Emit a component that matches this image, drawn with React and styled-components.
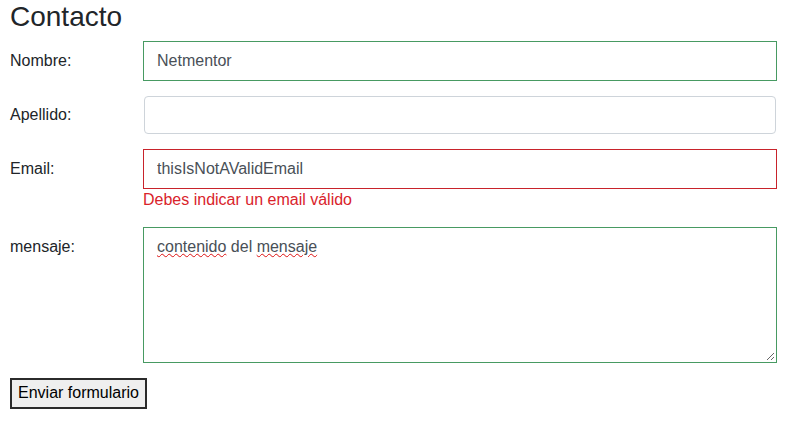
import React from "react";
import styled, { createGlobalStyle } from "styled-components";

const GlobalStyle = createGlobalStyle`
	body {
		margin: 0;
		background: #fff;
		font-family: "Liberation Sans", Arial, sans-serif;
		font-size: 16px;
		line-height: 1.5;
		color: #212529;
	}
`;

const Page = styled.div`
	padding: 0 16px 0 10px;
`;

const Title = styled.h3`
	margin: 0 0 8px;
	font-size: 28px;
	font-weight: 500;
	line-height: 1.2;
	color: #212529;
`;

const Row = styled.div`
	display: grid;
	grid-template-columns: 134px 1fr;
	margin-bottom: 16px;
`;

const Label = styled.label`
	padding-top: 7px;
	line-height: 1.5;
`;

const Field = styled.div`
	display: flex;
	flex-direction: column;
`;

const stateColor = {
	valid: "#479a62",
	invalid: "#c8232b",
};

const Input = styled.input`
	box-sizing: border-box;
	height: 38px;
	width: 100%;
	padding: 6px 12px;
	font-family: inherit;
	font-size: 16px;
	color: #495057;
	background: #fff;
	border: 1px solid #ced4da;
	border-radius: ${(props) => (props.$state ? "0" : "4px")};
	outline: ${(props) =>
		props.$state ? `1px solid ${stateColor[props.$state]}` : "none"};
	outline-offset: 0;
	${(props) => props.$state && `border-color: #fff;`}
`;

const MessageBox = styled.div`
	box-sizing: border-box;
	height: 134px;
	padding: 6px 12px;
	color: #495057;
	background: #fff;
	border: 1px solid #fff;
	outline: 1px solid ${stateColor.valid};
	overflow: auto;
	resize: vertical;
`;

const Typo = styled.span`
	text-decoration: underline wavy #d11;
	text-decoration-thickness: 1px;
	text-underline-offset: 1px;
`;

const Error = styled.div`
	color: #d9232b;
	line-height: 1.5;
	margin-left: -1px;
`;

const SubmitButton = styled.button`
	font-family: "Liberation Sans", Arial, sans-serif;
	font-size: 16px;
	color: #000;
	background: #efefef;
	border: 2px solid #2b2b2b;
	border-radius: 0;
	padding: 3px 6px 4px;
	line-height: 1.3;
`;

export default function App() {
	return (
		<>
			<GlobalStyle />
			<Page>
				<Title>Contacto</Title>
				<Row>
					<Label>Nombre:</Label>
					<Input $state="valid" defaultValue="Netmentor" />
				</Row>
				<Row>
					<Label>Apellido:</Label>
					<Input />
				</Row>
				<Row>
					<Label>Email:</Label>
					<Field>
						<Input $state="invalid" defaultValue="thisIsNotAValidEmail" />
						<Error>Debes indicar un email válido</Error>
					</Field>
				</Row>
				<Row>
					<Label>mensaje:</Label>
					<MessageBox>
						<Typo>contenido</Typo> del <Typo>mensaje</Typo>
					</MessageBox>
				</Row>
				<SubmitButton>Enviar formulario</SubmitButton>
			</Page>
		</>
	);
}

═══

Show all lines from the data above in which the word "components" appears.

Emit a component that matches this image, drawn with React and styled-components.
import styled, { createGlobalStyle } from "styled-components";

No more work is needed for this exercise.